» **Goal**
Print the listing in its entirety and exactly, leaving out images.

» **Material**
## START

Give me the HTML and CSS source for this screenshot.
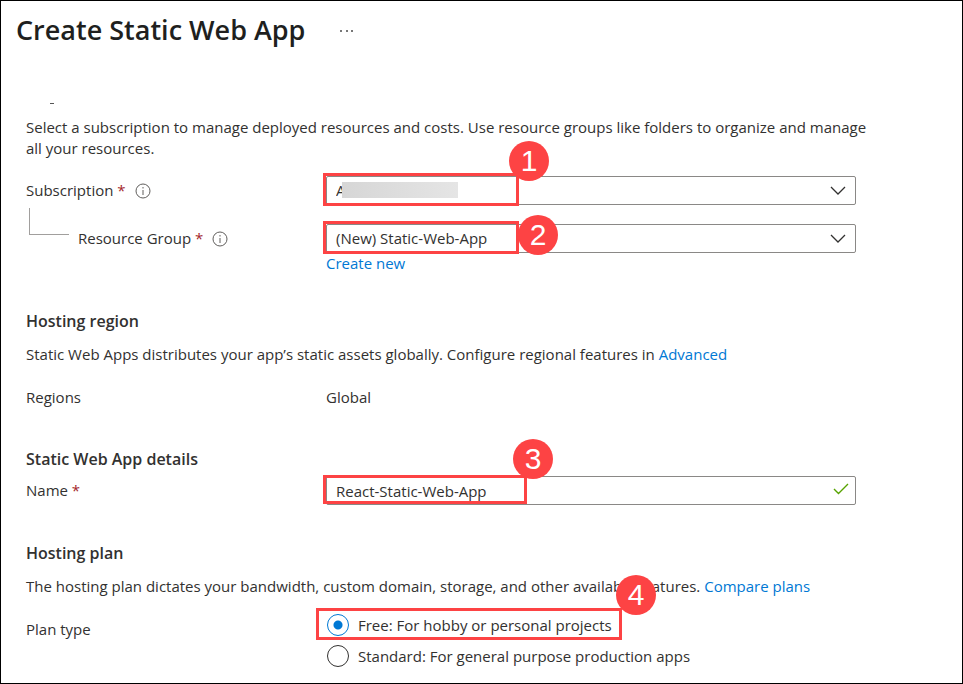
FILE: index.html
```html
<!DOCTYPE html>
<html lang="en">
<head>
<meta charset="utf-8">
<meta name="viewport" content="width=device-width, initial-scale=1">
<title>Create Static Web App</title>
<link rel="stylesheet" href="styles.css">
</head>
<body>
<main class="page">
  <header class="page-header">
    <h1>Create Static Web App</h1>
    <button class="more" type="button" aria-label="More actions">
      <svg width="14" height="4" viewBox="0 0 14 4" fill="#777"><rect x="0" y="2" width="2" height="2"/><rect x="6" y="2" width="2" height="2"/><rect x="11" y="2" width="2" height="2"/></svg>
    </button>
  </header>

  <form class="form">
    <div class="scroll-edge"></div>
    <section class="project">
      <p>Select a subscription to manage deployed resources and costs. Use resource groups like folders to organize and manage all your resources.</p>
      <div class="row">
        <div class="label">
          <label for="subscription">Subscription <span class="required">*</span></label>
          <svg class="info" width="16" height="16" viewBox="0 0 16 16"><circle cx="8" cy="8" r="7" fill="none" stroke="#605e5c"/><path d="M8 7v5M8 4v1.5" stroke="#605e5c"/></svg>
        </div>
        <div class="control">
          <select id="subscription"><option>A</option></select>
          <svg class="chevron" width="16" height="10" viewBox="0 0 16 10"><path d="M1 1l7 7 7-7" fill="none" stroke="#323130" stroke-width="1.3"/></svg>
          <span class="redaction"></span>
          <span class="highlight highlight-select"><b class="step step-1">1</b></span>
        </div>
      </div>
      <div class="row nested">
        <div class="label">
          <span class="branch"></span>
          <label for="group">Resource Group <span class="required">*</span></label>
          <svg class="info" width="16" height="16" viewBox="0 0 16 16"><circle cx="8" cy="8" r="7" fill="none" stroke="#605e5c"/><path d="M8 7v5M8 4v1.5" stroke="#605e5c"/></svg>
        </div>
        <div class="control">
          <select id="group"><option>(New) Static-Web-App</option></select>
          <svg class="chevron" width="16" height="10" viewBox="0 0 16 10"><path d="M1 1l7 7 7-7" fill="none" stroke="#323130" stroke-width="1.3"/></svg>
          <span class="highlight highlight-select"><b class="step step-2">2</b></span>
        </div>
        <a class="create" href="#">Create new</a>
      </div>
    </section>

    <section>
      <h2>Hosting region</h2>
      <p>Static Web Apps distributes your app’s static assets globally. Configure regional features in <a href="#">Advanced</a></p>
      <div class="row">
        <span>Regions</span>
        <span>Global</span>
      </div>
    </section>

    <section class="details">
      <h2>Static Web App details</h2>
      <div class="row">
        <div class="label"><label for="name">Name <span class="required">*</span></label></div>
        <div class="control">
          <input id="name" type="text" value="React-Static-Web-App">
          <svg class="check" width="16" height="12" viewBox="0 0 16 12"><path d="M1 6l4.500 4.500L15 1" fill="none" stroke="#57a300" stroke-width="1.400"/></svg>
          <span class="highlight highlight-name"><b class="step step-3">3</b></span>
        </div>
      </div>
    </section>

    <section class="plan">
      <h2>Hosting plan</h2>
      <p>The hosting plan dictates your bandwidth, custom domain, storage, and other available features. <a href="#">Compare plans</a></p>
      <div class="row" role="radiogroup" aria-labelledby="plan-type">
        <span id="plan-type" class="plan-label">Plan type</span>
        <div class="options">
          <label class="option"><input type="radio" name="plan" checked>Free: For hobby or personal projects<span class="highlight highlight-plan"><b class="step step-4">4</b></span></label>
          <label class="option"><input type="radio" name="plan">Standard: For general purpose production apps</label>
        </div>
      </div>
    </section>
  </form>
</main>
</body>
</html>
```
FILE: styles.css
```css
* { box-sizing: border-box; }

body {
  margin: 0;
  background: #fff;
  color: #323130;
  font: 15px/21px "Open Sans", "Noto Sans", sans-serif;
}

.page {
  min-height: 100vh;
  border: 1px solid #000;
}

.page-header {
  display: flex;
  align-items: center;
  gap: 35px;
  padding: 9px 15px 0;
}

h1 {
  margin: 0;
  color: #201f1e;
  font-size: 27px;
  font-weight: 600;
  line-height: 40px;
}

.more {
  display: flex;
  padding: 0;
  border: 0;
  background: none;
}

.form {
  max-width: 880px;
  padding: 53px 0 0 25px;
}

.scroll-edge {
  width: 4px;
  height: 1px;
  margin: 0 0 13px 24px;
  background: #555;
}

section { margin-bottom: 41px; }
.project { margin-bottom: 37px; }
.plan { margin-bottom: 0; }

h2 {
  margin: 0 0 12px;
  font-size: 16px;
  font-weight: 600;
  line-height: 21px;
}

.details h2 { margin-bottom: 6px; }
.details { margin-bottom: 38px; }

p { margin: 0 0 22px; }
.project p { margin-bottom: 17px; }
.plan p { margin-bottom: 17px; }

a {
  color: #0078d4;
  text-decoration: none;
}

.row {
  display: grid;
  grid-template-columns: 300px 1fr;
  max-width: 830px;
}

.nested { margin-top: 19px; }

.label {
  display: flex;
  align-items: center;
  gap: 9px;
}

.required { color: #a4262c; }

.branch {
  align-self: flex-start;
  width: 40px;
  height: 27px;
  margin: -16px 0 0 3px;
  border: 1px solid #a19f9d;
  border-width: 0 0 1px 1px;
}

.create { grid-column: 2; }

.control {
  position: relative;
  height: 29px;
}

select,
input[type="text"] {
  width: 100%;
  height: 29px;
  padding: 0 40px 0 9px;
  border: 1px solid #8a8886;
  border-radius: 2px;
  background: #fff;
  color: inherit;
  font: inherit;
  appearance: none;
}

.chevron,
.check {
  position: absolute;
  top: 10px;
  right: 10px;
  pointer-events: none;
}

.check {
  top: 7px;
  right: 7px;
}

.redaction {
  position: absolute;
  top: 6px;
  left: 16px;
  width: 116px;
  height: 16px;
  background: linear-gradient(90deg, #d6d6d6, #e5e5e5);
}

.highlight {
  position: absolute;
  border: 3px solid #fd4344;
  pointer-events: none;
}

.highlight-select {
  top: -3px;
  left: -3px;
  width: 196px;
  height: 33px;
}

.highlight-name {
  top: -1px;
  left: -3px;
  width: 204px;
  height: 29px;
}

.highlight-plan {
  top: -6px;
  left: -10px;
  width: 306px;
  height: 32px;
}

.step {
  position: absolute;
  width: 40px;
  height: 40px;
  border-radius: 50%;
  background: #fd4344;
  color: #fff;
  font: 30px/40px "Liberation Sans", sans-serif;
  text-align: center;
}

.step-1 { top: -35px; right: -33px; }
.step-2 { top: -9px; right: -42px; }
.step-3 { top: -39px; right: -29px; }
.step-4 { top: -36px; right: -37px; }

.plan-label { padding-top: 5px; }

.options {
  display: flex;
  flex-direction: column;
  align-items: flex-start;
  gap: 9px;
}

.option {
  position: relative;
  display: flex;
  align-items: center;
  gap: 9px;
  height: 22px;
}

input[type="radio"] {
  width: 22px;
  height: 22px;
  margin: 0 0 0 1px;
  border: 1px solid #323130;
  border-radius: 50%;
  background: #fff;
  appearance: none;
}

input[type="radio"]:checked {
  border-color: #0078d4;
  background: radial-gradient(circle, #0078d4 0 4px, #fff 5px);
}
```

## END

» **Written answer**
Give me the HTML and CSS source for this screenshot.
FILE: index.html
```html
<!DOCTYPE html>
<html lang="en">
<head>
<meta charset="utf-8">
<meta name="viewport" content="width=device-width, initial-scale=1">
<title>Create Static Web App</title>
<link rel="stylesheet" href="styles.css">
</head>
<body>
<main class="page">
  <header class="page-header">
    <h1>Create Static Web App</h1>
    <button class="more" type="button" aria-label="More actions">
      <svg width="14" height="4" viewBox="0 0 14 4" fill="#777"><rect x="0" y="2" width="2" height="2"/><rect x="6" y="2" width="2" height="2"/><rect x="11" y="2" width="2" height="2"/></svg>
    </button>
  </header>

  <form class="form">
    <div class="scroll-edge"></div>
    <section class="project">
      <p>Select a subscription to manage deployed resources and costs. Use resource groups like folders to organize and manage all your resources.</p>
      <div class="row">
        <div class="label">
          <label for="subscription">Subscription <span class="required">*</span></label>
          <svg class="info" width="16" height="16" viewBox="0 0 16 16"><circle cx="8" cy="8" r="7" fill="none" stroke="#605e5c"/><path d="M8 7v5M8 4v1.5" stroke="#605e5c"/></svg>
        </div>
        <div class="control">
          <select id="subscription"><option>A</option></select>
          <svg class="chevron" width="16" height="10" viewBox="0 0 16 10"><path d="M1 1l7 7 7-7" fill="none" stroke="#323130" stroke-width="1.3"/></svg>
          <span class="redaction"></span>
          <span class="highlight highlight-select"><b class="step step-1">1</b></span>
        </div>
      </div>
      <div class="row nested">
        <div class="label">
          <span class="branch"></span>
          <label for="group">Resource Group <span class="required">*</span></label>
          <svg class="info" width="16" height="16" viewBox="0 0 16 16"><circle cx="8" cy="8" r="7" fill="none" stroke="#605e5c"/><path d="M8 7v5M8 4v1.5" stroke="#605e5c"/></svg>
        </div>
        <div class="control">
          <select id="group"><option>(New) Static-Web-App</option></select>
          <svg class="chevron" width="16" height="10" viewBox="0 0 16 10"><path d="M1 1l7 7 7-7" fill="none" stroke="#323130" stroke-width="1.3"/></svg>
          <span class="highlight highlight-select"><b class="step step-2">2</b></span>
        </div>
        <a class="create" href="#">Create new</a>
      </div>
    </section>

    <section>
      <h2>Hosting region</h2>
      <p>Static Web Apps distributes your app’s static assets globally. Configure regional features in <a href="#">Advanced</a></p>
      <div class="row">
        <span>Regions</span>
        <span>Global</span>
      </div>
    </section>

    <section class="details">
      <h2>Static Web App details</h2>
      <div class="row">
        <div class="label"><label for="name">Name <span class="required">*</span></label></div>
        <div class="control">
          <input id="name" type="text" value="React-Static-Web-App">
          <svg class="check" width="16" height="12" viewBox="0 0 16 12"><path d="M1 6l4.500 4.500L15 1" fill="none" stroke="#57a300" stroke-width="1.400"/></svg>
          <span class="highlight highlight-name"><b class="step step-3">3</b></span>
        </div>
      </div>
    </section>

    <section class="plan">
      <h2>Hosting plan</h2>
      <p>The hosting plan dictates your bandwidth, custom domain, storage, and other available features. <a href="#">Compare plans</a></p>
      <div class="row" role="radiogroup" aria-labelledby="plan-type">
        <span id="plan-type" class="plan-label">Plan type</span>
        <div class="options">
          <label class="option"><input type="radio" name="plan" checked>Free: For hobby or personal projects<span class="highlight highlight-plan"><b class="step step-4">4</b></span></label>
          <label class="option"><input type="radio" name="plan">Standard: For general purpose production apps</label>
        </div>
      </div>
    </section>
  </form>
</main>
</body>
</html>
```
FILE: styles.css
```css
* { box-sizing: border-box; }

body {
  margin: 0;
  background: #fff;
  color: #323130;
  font: 15px/21px "Open Sans", "Noto Sans", sans-serif;
}

.page {
  min-height: 100vh;
  border: 1px solid #000;
}

.page-header {
  display: flex;
  align-items: center;
  gap: 35px;
  padding: 9px 15px 0;
}

h1 {
  margin: 0;
  color: #201f1e;
  font-size: 27px;
  font-weight: 600;
  line-height: 40px;
}

.more {
  display: flex;
  padding: 0;
  border: 0;
  background: none;
}

.form {
  max-width: 880px;
  padding: 53px 0 0 25px;
}

.scroll-edge {
  width: 4px;
  height: 1px;
  margin: 0 0 13px 24px;
  background: #555;
}

section { margin-bottom: 41px; }
.project { margin-bottom: 37px; }
.plan { margin-bottom: 0; }

h2 {
  margin: 0 0 12px;
  font-size: 16px;
  font-weight: 600;
  line-height: 21px;
}

.details h2 { margin-bottom: 6px; }
.details { margin-bottom: 38px; }

p { margin: 0 0 22px; }
.project p { margin-bottom: 17px; }
.plan p { margin-bottom: 17px; }

a {
  color: #0078d4;
  text-decoration: none;
}

.row {
  display: grid;
  grid-template-columns: 300px 1fr;
  max-width: 830px;
}

.nested { margin-top: 19px; }

.label {
  display: flex;
  align-items: center;
  gap: 9px;
}

.required { color: #a4262c; }

.branch {
  align-self: flex-start;
  width: 40px;
  height: 27px;
  margin: -16px 0 0 3px;
  border: 1px solid #a19f9d;
  border-width: 0 0 1px 1px;
}

.create { grid-column: 2; }

.control {
  position: relative;
  height: 29px;
}

select,
input[type="text"] {
  width: 100%;
  height: 29px;
  padding: 0 40px 0 9px;
  border: 1px solid #8a8886;
  border-radius: 2px;
  background: #fff;
  color: inherit;
  font: inherit;
  appearance: none;
}

.chevron,
.check {
  position: absolute;
  top: 10px;
  right: 10px;
  pointer-events: none;
}

.check {
  top: 7px;
  right: 7px;
}

.redaction {
  position: absolute;
  top: 6px;
  left: 16px;
  width: 116px;
  height: 16px;
  background: linear-gradient(90deg, #d6d6d6, #e5e5e5);
}

.highlight {
  position: absolute;
  border: 3px solid #fd4344;
  pointer-events: none;
}

.highlight-select {
  top: -3px;
  left: -3px;
  width: 196px;
  height: 33px;
}

.highlight-name {
  top: -1px;
  left: -3px;
  width: 204px;
  height: 29px;
}

.highlight-plan {
  top: -6px;
  left: -10px;
  width: 306px;
  height: 32px;
}

.step {
  position: absolute;
  width: 40px;
  height: 40px;
  border-radius: 50%;
  background: #fd4344;
  color: #fff;
  font: 30px/40px "Liberation Sans", sans-serif;
  text-align: center;
}

.step-1 { top: -35px; right: -33px; }
.step-2 { top: -9px; right: -42px; }
.step-3 { top: -39px; right: -29px; }
.step-4 { top: -36px; right: -37px; }

.plan-label { padding-top: 5px; }

.options {
  display: flex;
  flex-direction: column;
  align-items: flex-start;
  gap: 9px;
}

.option {
  position: relative;
  display: flex;
  align-items: center;
  gap: 9px;
  height: 22px;
}

input[type="radio"] {
  width: 22px;
  height: 22px;
  margin: 0 0 0 1px;
  border: 1px solid #323130;
  border-radius: 50%;
  background: #fff;
  appearance: none;
}

input[type="radio"]:checked {
  border-color: #0078d4;
  background: radial-gradient(circle, #0078d4 0 4px, #fff 5px);
}
```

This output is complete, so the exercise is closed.